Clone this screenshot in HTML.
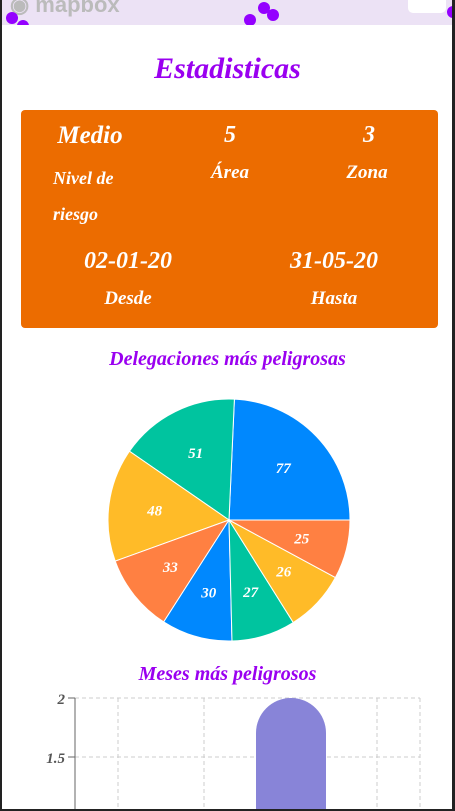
<!DOCTYPE html>
<html><head><meta charset="utf-8"><style>
body{margin:0;width:455px;height:811px;overflow:hidden;background:#fff;font-family:"Liberation Serif",serif;font-style:italic;font-weight:bold;position:relative}
.map{position:absolute;left:0;top:0;width:455px;height:25px;background:#ece2f5;overflow:hidden}
.dot{position:absolute;width:12px;height:12px;border-radius:50%;background:#9400ff}
.t{position:absolute;width:100%;text-align:center;color:#9a00f0}
.card{position:absolute;left:21px;top:110px;width:417px;height:218px;background:#ec6c00;border-radius:4px;color:#fff}
.c{position:absolute;text-align:center;color:#fff}
.bl{position:absolute;left:0;top:0;width:2px;height:811px;background:#222}
.br{position:absolute;right:0;top:0;width:3px;height:811px;background:#222}
.bb{position:absolute;left:0;bottom:0;width:455px;height:2px;background:#222}
</style></head><body>
<div class="map">
<div style="position:absolute;left:10px;top:-8px;color:#bbb;font:bold 22px 'Liberation Sans',sans-serif">◉ mapbox</div>
<div class="dot" style="left:6px;top:12px"></div><div class="dot" style="left:17px;top:20px"></div>
<div class="dot" style="left:258px;top:2px"></div><div class="dot" style="left:267px;top:9px"></div><div class="dot" style="left:244px;top:14px"></div>
<div class="dot" style="left:447px;top:6px"></div>
<div style="position:absolute;left:408px;top:-5px;width:38px;height:18px;background:#fff;border-radius:5px"></div>
</div>
<div class="t" style="top:52px;font-size:30px">Estadisticas</div>
<div class="card">
<div class="c" style="left:19px;top:12px;width:100px;font-size:25px">Medio</div>
<div class="c" style="left:169px;top:12px;width:80px;font-size:24px">5</div>
<div class="c" style="left:308px;top:12px;width:80px;font-size:24px">3</div>
<div class="c" style="left:32px;top:50px;width:100px;font-size:18px;text-align:left;line-height:36px">Nivel de<br>riesgo</div>
<div class="c" style="left:169px;top:52px;width:80px;font-size:19px">Área</div>
<div class="c" style="left:306px;top:52px;width:80px;font-size:19px">Zona</div>
<div class="c" style="left:37px;top:138px;width:140px;font-size:24px">02-01-20</div>
<div class="c" style="left:243px;top:138px;width:140px;font-size:24px">31-05-20</div>
<div class="c" style="left:37px;top:178px;width:140px;font-size:19px">Desde</div>
<div class="c" style="left:243px;top:178px;width:140px;font-size:19px">Hasta</div>
</div>
<div class="t" style="top:348px;font-size:20px">Delegaciones más peligrosas</div>
<svg id="pie" style="position:absolute;left:0;top:0" width="455" height="811"></svg>
<div class="t" style="top:663px;font-size:20px">Meses más peligrosos</div>
<svg style="position:absolute;left:0;top:690px" width="455" height="121">
<g stroke="#ccc" stroke-dasharray="4 3" fill="none">
<line x1="75" y1="8" x2="420" y2="8"/><line x1="75" y1="67" x2="420" y2="67"/>
<line x1="118" y1="8" x2="118" y2="121"/><line x1="204" y1="8" x2="204" y2="121"/><line x1="377" y1="8" x2="377" y2="121"/><line x1="420" y1="8" x2="420" y2="121"/>
</g>
<line x1="75" y1="8" x2="75" y2="121" stroke="#666"/>
<line x1="68" y1="8" x2="75" y2="8" stroke="#666"/><line x1="68" y1="67" x2="75" y2="67" stroke="#666"/>
<text x="65" y="14" text-anchor="end" fill="#555" font-size="15" font-style="italic" font-weight="bold">2</text>
<text x="65" y="73" text-anchor="end" fill="#555" font-size="15" font-style="italic" font-weight="bold">1.5</text>
<path d="M256 121 V43 A35 35 0 0 1 326 43 V121 Z" fill="#8884d8"/>
</svg>
<div class="bl"></div><div class="br"></div><div class="bb"></div>
<script>
var d=[[77,"#0088FE"],[51,"#00C49F"],[48,"#FFBB28"],[33,"#FF8042"],[30,"#0088FE"],[27,"#00C49F"],[26,"#FFBB28"],[25,"#FF8042"]];
var cx=229,cy=520,r=121,tot=0;d.forEach(function(x){tot+=x[0]});
var a=0,s="";
d.forEach(function(x){var b=a+x[0]/tot*2*Math.PI;
var x1=cx+r*Math.cos(a),y1=cy-r*Math.sin(a),x2=cx+r*Math.cos(b),y2=cy-r*Math.sin(b);
s+='<path d="M'+cx+' '+cy+' L'+x1+' '+y1+' A'+r+' '+r+' 0 '+((b-a)>Math.PI?1:0)+' 0 '+x2+' '+y2+' Z" fill="'+x[1]+'" stroke="#fff"/>';
var m=(a+b)/2,lr=r*0.62;
s+='<text x="'+(cx+lr*Math.cos(m))+'" y="'+(cy-lr*Math.sin(m)+5)+'" text-anchor="middle" fill="#fff" font-size="15" font-style="italic" font-weight="bold">'+x[0]+'</text>';
a=b;});
document.getElementById("pie").innerHTML=s;
</script>
</body></html>
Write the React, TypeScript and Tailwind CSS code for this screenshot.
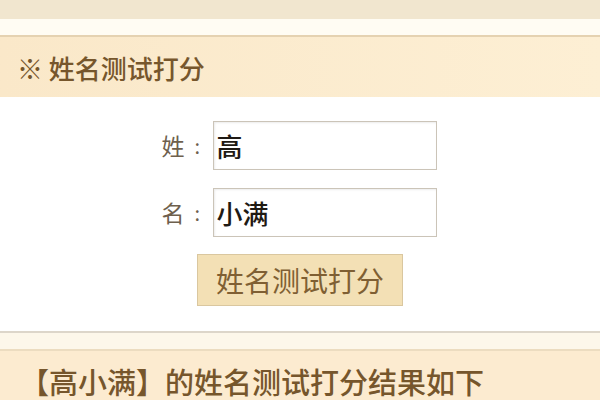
export default function App() {
  const font = "font-['Noto_Sans_CJK_SC','Noto_Sans',sans-serif]";

  const Field = ({ label, value }: { label: string; value: string }) => (
    <div className="flex items-center">
      <div className="flex w-[51px] items-center text-[23px] leading-none text-[#6e604d]">
        <span>{label}</span>
        <span className="ml-[10px] text-[20px]">:</span>
      </div>
      <input
        readOnly
        value={value}
        className={`h-[49px] w-[224px] border border-[#cbc4b8] bg-white pl-[3px] text-[26px] font-medium text-[#1f1a14] shadow-[inset_1px_1px_2px_rgba(0,0,0,0.08)] outline-none ${font}`}
      />
    </div>
  );

  return (
    <div className={`flex h-[400px] w-[600px] flex-col overflow-hidden bg-white ${font}`}>
      <div className="h-[19px] bg-[#f1e6cf]" />
      <div className="h-[16px] bg-[#fffcf3]" />
      <div className="h-[2px] bg-[#e5d2b1]" />
      <div className="flex h-[60px] items-center bg-gradient-to-r from-[#fae8c9] to-[#fdefd4] pl-[17px] text-[26px] font-medium text-[#76562c]">
        ※ 姓名测试打分
      </div>

      <div className="flex h-[234px] flex-col items-center gap-[18px] bg-white pt-[24px]">
        <div className="flex flex-col gap-[18px] pr-[2px]">
          <Field label="姓" value="高" />
          <Field label="名" value="小满" />
        </div>
        <button className="-mt-[1px] h-[52px] w-[206px] border border-[#dac79f] bg-[#f3e0b5] text-[28px] text-[#7f5f33]">
          姓名测试打分
        </button>
      </div>

      <div className="h-[2px] bg-[#ddd6ca]" />
      <div className="h-[16px] bg-[#fdf7ea]" />
      <div className="h-[2px] bg-[#ecdcc0]" />
      <div className="flex-1 bg-[#fcebd0] pl-[20px] pt-[11px] text-[29px] font-medium leading-[38px] text-[#76562c]">
        【高小满】的姓名测试打分结果如下
      </div>
    </div>
  );
}
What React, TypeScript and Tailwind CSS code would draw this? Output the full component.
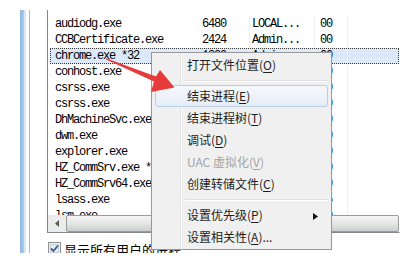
const mono = { fontFamily: '"Liberation Mono", "DejaVu Sans Mono", monospace' }
const cjk = { fontFamily: '"Noto Sans CJK SC", "Noto Sans", sans-serif' }

type Proc = { name: string; pid: string; user: string; cpu: string; selected?: boolean }

const procs: Proc[] = [
  { name: 'audiodg.exe', pid: '6480', user: 'LOCAL...', cpu: '00' },
  { name: 'CCBCertificate.exe', pid: '2424', user: 'Admin...', cpu: '00' },
  { name: 'chrome.exe *32', pid: '1320', user: 'Admin...', cpu: '00', selected: true },
  { name: 'conhost.exe', pid: '3556', user: 'Admin...', cpu: '00' },
  { name: 'csrss.exe', pid: '412', user: 'SYSTEM', cpu: '00' },
  { name: 'csrss.exe', pid: '488', user: 'SYSTEM', cpu: '00' },
  { name: 'DhMachineSvc.exe', pid: '1764', user: 'SYSTEM', cpu: '00' },
  { name: 'dwm.exe', pid: '2700', user: 'Admin...', cpu: '00' },
  { name: 'explorer.exe', pid: '2744', user: 'Admin...', cpu: '00' },
  { name: 'HZ_CommSrv.exe *32', pid: '1880', user: 'SYSTEM', cpu: '00' },
  { name: 'HZ_CommSrv64.exe', pid: '1912', user: 'SYSTEM', cpu: '00' },
  { name: 'lsass.exe', pid: '548', user: 'SYSTEM', cpu: '05' },
  { name: 'lsm.exe', pid: '556', user: 'SYSTEM', cpu: '00' },
]

type Item = { label: string; key: string; tail?: string; disabled?: boolean; active?: boolean; sub?: boolean } | 'sep'

const menu: Item[] = [
  { label: '打开文件位置', key: 'O' },
  'sep',
  { label: '结束进程', key: 'E', active: true },
  { label: '结束进程树', key: 'T' },
  { label: '调试', key: 'D' },
  { label: 'UAC 虚拟化', key: 'V', disabled: true },
  { label: '创建转储文件', key: 'C' },
  'sep',
  { label: '设置优先级', key: 'P', sub: true },
  { label: '设置相关性', key: 'A', tail: '...' },
]

function ProcRow({ p }: { p: Proc }) {
  return (
    <div
      className={`ml-[2px] h-[16px] flex items-center text-[12px] tracking-[-1.2px] text-black border ${
        p.selected ? 'border-dotted border-[#3a3a3a] bg-[#dce9f9]' : 'border-transparent'
      }`}
      style={mono}
    >
      <div className="w-[149px] pl-[4px] whitespace-nowrap overflow-hidden">{p.name}</div>
      <div className="w-[50px] h-full pl-[2px] flex items-center border-r border-[#eeeeee]">{p.pid}</div>
      <div className="w-[65px] h-full pl-[2px] flex items-center border-r border-[#eeeeee]">{p.user}</div>
      <div className="w-[33px] h-full pl-[5px] flex items-center border-r border-[#eeeeee]">{p.cpu}</div>
      <div className="flex-1" />
    </div>
  )
}

function ContextMenu() {
  return (
    <div
      className="absolute left-[151px] top-[52px] w-[181px] border border-[#979797] bg-[#f0f0f0] px-[3px] py-[1px]"
      style={cjk}
    >
      <div className="absolute top-0 bottom-0 left-[28px] w-px bg-[#e2e3e3]" />
      <div className="absolute top-0 bottom-0 left-[29px] w-px bg-white" />
      {menu.map((m, i) =>
        m === 'sep' ? (
          <div key={i} className="h-[9px] pl-[30px] flex flex-col justify-center">
            <div className="h-px bg-[#e0e0e0]" />
            <div className="h-px bg-white" />
          </div>
        ) : (
          <div
            key={i}
            className={`relative h-[22px] flex items-center pl-[31px] text-[12px] rounded-[3px] border ${
              m.active ? 'border-[#b9cde3] bg-gradient-to-b from-[#f5f8fc] to-[#e7eef7]' : 'border-transparent'
            } ${m.disabled ? 'text-[#a3a3a3]' : 'text-[#1e1e1e]'}`}
          >
            <span>
              {m.label}(<span className="underline underline-offset-2">{m.key}</span>){m.tail}
            </span>
            {m.sub && (
              <svg className="absolute right-[9px] top-[8px]" width="5" height="7" viewBox="0 0 5 7">
                <polygon points="0,0 5,3.5 0,7" fill="#111" />
              </svg>
            )}
          </div>
        ),
      )}
    </div>
  )
}

export default function App() {
  return (
    <div className="relative w-[418px] h-[269px] bg-white overflow-hidden">
      <div className="h-[253px] overflow-hidden flex pt-[10px]">
        <div className="w-[20px]" />
        <div className="w-[4px] bg-gradient-to-r from-[#8fb7de] to-[#a9cbea]" />
        <div className="w-[2px] bg-[#d7e7f5]" />
        <div className="w-[3px]" />
        <div className="w-px bg-[#b9b9b9]" />
        <div className="w-[17px]" />

        <div className="w-[353px] flex flex-col">
          <div className="h-[223px] flex flex-col border-l border-r border-b border-[#828790] border-r-transparent">
            <div className="h-[205px] pt-[6px] overflow-hidden">
              {procs.map((p, i) => (
                <ProcRow key={i} p={p} />
              ))}
            </div>
            <div className="h-[17px] flex bg-[#ececec]">
              <div className="w-[17px] flex items-center justify-center">
                <svg width="4" height="7" viewBox="0 0 4 7">
                  <polygon points="4,0 0,3.5 4,7" fill="#5a5a5a" />
                </svg>
              </div>
              <div className="flex-1 ml-[1px] rounded-[2px] border border-[#9b9b9b] bg-gradient-to-b from-[#f4f4f4] via-[#e6e6e6] to-[#cdcdcd]" />
            </div>
          </div>

          <div className="mt-[9px] flex items-start gap-[3px]">
            <svg className="ml-[1px]" width="13" height="13" viewBox="0 0 13 13">
              <rect x="0.5" y="0.5" width="12" height="12" fill="#f4f4f4" stroke="#8e8f8f" />
              <rect x="2.5" y="2.5" width="8" height="8" fill="#e9eef6" stroke="#c7cdd6" />
              <path d="M3 6.5 L5.5 9 L10 3.5" fill="none" stroke="#3c5a8c" strokeWidth="1.8" />
            </svg>
            <span className="text-[13px] leading-[15px] text-black whitespace-nowrap" style={cjk}>
              显示所有用户的进程
            </span>
          </div>
        </div>
      </div>

      <ContextMenu />

      <svg className="absolute inset-0 pointer-events-none" width="418" height="269" viewBox="0 0 418 269">
        <polygon
          points="106,58.3 156,76.6 160,70 174.5,87.5 151,92 154,81.4 106,59.6"
          fill="#e53b3a"
        />
      </svg>
    </div>
  )
}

▶ **Exercise brief**:
From the data above, count the lines where "TypeScript" occurs and give that figure and nothing else.

▶ **Answer for the task**:
2